Si sottolinea inoltre come l’imitazione possa considerarsi illecita soltanto se effettuata a breve distanza di tempo da ogni singola iniziativa del concorrente (in caso di concorrenza parassitaria diacronica) o dall’ultima e più significativa di esse (in caso di concorrenza parassitaria sincronica).
Ciò detto, va altresì evidenziato che, nel caso di specie, pur menzionandola, la società ricorrente non abbia azionato la registrazione per modello relativa al “Design di arredi di interni per negozi monomarca”, molto probabilmente perché proprio il Tribunale di Milano in un caso precedente, pur non escludendo in generale che un modello possa tutelare un progetto d’arredamento, aveva ritenuto che il modello azionato dalla stessa società ricorrente non avesse ad oggetto il concept, ma solo “specifici elementi di arredo”.

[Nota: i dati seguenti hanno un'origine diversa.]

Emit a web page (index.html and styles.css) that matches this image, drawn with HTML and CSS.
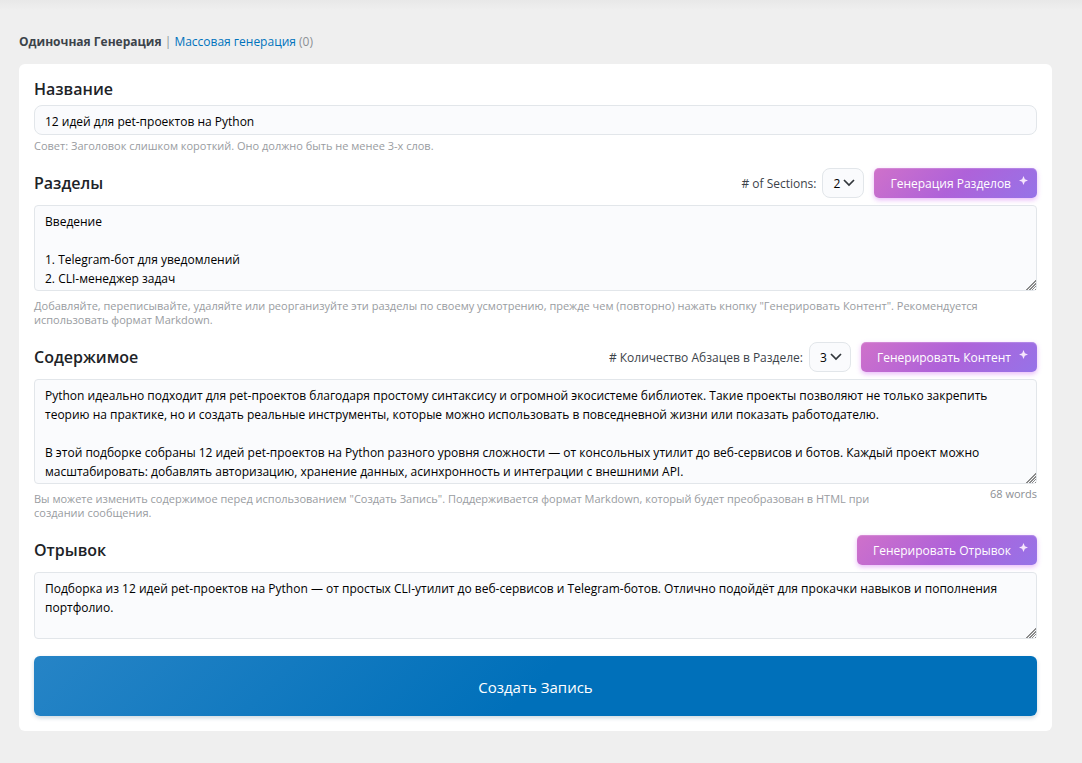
FILE: index.html
```html
<!DOCTYPE html>
<html lang="ru">
<head>
    <meta charset="UTF-8">
    <meta name="viewport" content="width=device-width, initial-scale=1.0">
    <title>Одиночная Генерация</title>
    <link rel="stylesheet" href="styles.css">
</head>
<body>
    <nav class="tabs">
        <strong>Одиночная Генерация</strong> | <a href="#bulk">Массовая генерация</a> (0)
    </nav>

    <form class="panel">
        <section class="field">
            <label class="title" for="postTitle">Название</label>
            <input type="text" id="postTitle" class="text-input" value="12 идей для pet-проектов на Python">
            <p class="hint">Совет: Заголовок слишком короткий. Оно должно быть не менее 3-х слов.</p>
        </section>

        <section class="field">
            <div class="field-head">
                <label class="title" for="sections">Разделы</label>
                <div class="controls">
                    <label for="numSections"># of Sections:</label>
                    <span class="select-wrap">
                        <select id="numSections">
                            <option>1</option>
                            <option selected>2</option>
                            <option>3</option>
                        </select>
                        <svg class="chevron" viewBox="0 0 12 8"><path d="M1 1l5 5 5-5"/></svg>
                    </span>
                    <button type="button" class="btn-generate">Генерация Разделов
                        <svg class="spark" viewBox="0 0 10 10"><path d="M5 0L6.5 3.5 10 5 6.5 6.5 5 10 3.5 6.5 0 5 3.5 3.5Z"/></svg>
                    </button>
                </div>
            </div>
            <textarea id="sections" rows="4">Введение

1. Telegram-бот для уведомлений
2. CLI-менеджер задач</textarea>
            <p class="hint">Добавляйте, переписывайте, удаляйте или реорганизуйте эти разделы по своему усмотрению, прежде чем (повторно) нажать кнопку "Генерировать Контент". Рекомендуется использовать формат Markdown.</p>
        </section>

        <section class="field">
            <div class="field-head">
                <label class="title" for="content">Содержимое</label>
                <div class="controls">
                    <label for="numParagraphs"># Количество Абзацев в Разделе:</label>
                    <span class="select-wrap">
                        <select id="numParagraphs">
                            <option>1</option>
                            <option>2</option>
                            <option selected>3</option>
                        </select>
                        <svg class="chevron" viewBox="0 0 12 8"><path d="M1 1l5 5 5-5"/></svg>
                    </span>
                    <button type="button" class="btn-generate">Генерировать Контент
                        <svg class="spark" viewBox="0 0 10 10"><path d="M5 0L6.5 3.5 10 5 6.5 6.5 5 10 3.5 6.5 0 5 3.5 3.5Z"/></svg>
                    </button>
                </div>
            </div>
            <textarea id="content" rows="5">Python идеально подходит для pet-проектов благодаря простому синтаксису и огромной экосистеме библиотек. Такие проекты позволяют не только закрепить теорию на практике, но и создать реальные инструменты, которые можно использовать в повседневной жизни или показать работодателю.

В этой подборке собраны 12 идей pet-проектов на Python разного уровня сложности — от консольных утилит до веб-сервисов и ботов. Каждый проект можно масштабировать: добавлять авторизацию, хранение данных, асинхронность и интеграции с внешними API.</textarea>
            <div class="hint-row">
                <p class="hint">Вы можете изменить содержимое перед использованием "Создать Запись". Поддерживается формат Markdown, который будет преобразован в HTML при создании сообщения.</p>
                <span class="word-count">68 words</span>
            </div>
        </section>

        <section class="field">
            <div class="field-head">
                <label class="title" for="excerpt">Отрывок</label>
                <div class="controls">
                    <button type="button" class="btn-generate">Генерировать Отрывок
                        <svg class="spark" viewBox="0 0 10 10"><path d="M5 0L6.5 3.5 10 5 6.5 6.5 5 10 3.5 6.5 0 5 3.5 3.5Z"/></svg>
                    </button>
                </div>
            </div>
            <textarea id="excerpt" rows="3">Подборка из 12 идей pet-проектов на Python — от простых CLI-утилит до веб-сервисов и Telegram-ботов. Отлично подойдёт для прокачки навыков и пополнения портфолио.</textarea>
        </section>

        <button type="submit" class="btn-create">Создать Запись</button>
    </form>
</body>
</html>
```
FILE: styles.css
```css
* {
    box-sizing: border-box;
}
body {
    margin: 0;
    padding: 33px 30px 32px 19px;
    background: linear-gradient(#e8e8e8, #efefef 10px) no-repeat #efefef;
    font-family: "Open Sans", "Noto Sans", sans-serif;
    font-size: 12px;
    color: #3c434a;
}
.tabs {
    line-height: 18px;
    color: #8c8f94;
    margin-bottom: 13px;
}
.tabs strong {
    color: #3c434a;
}
.tabs a {
    color: #0073bd;
    text-decoration: none;
}
.panel {
    background: #fff;
    border-radius: 6px;
    padding: 15px;
}
.field {
    display: flex;
    flex-direction: column;
    margin-bottom: 15px;
}
.title {
    font-size: 16px;
    font-weight: 600;
    line-height: 20px;
    color: #1d2327;
}
.text-input {
    height: 30px;
    margin-top: 6px;
    padding: 2px 10px 0;
    border: 1px solid #e2e6ea;
    border-radius: 8px;
    background: #fafbfd;
    font: inherit;
    color: #000;
}
.hint {
    margin: 8px 0 0;
    font-size: 11px;
    line-height: 14px;
    color: #999ca1;
}
.text-input + .hint {
    margin-top: 4px;
}
.field-head {
    display: flex;
    justify-content: space-between;
    align-items: center;
    margin-bottom: 7px;
}
.controls {
    display: flex;
    align-items: center;
    gap: 6px;
}
.select-wrap {
    position: relative;
}
.select-wrap select {
    display: block;
    appearance: none;
    width: 42px;
    height: 30px;
    padding: 0 10px;
    border: 1px solid #e2e6ea;
    border-radius: 8px;
    background: #fafbfd;
    font: inherit;
    color: #000;
}
.chevron {
    position: absolute;
    top: 11px;
    right: 9px;
    width: 12px;
    height: 8px;
    fill: none;
    stroke: #32373c;
    stroke-width: 1.7;
    pointer-events: none;
}
.btn-generate {
    position: relative;
    height: 30px;
    margin-left: 4px;
    padding: 1px 26px 0 16px;
    border: 0;
    border-radius: 5px;
    background: linear-gradient(135deg, #cf71ca, #af62d9 50%, #9673e8);
    box-shadow: 0 2px 5px rgba(200, 80, 240, 0.4), inset 0 1px 1px rgba(255, 255, 255, 0.2);
    font: inherit;
    color: #fff;
    cursor: pointer;
}
.spark {
    position: absolute;
    top: 8px;
    right: 9px;
    width: 9px;
    height: 9px;
    fill: #f6e6fc;
}
textarea {
    display: block;
    width: 100%;
    padding: 6px 10px 2px;
    border: 1px solid #e2e6ea;
    border-radius: 4px;
    background: #fafbfd;
    font: inherit;
    line-height: 19px;
    color: #000;
    overflow: hidden;
    resize: vertical;
}
/* diagonal grip in the lower right half of the corner */
textarea::-webkit-resizer {
    background:
        linear-gradient(135deg, #fafbfd 62%, transparent 62%),
        repeating-linear-gradient(135deg, #8a8a8a 0 1px, #fafbfd 1px 2px);
}
.hint-row {
    display: flex;
    justify-content: space-between;
    gap: 80px;
}
.word-count {
    margin-top: 3px;
    font-size: 11px;
    line-height: 14px;
    color: #8c8f94;
    white-space: nowrap;
}
.btn-create {
    display: block;
    width: 100%;
    height: 60px;
    margin-top: 17px;
    padding: 2px 0 0;
    border: 0;
    border-radius: 6px;
    background: linear-gradient(135deg, #2684c6, #0070ba 50%);
    box-shadow: 0 2px 4px rgba(0, 60, 100, 0.2);
    font: inherit;
    font-size: 15px;
    color: #fff;
    cursor: pointer;
}
```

Sul tema, il Tribunale di Bologna si è peraltro espresso in senso diametralmente opposto rispetto al Tribunale di Milano, ritenendo che il conceptd’arredamento non possa proprio rientrare nella definizione di “disegno o modello”.
In proposito non va peraltro ignorata la possibilità di tutelare il concept come marchio di forma: la Corte di giustizia europea ha già confermato che, in presenza di idonea capacità distintiva, la rappresentazione “dell’allestimento di uno spazio di vendita mediante un insieme continuo di linee, di contorni e di forme può costituire un marchio”.
Nell’ambito del quadro giurisprudenziale qui sopra brevemente delineato, da un punto operativo va infine considerato che lo sviluppo dell’e-commerce ha profondamente modificato il sistema del commercio al dettaglio, oggi sempre più ad appannaggio degli e-shop di fascia alta, che offrono una copertura planetaria e permettono alle imprese di intercettare i consumatori più giovani (i millennial e la generazione Z).
Appare dunque prevedibile che la brand identity – costruita dalle imprese con una forte integrazione tra off line e on line, in cui lo spazio fisico non scompare ma diventa il volano anche per le vendite via web – richiederà forme di tutela sempre più adeguate rispetto alle condotte scorrette delle imprese concorrenti sia off line che on line.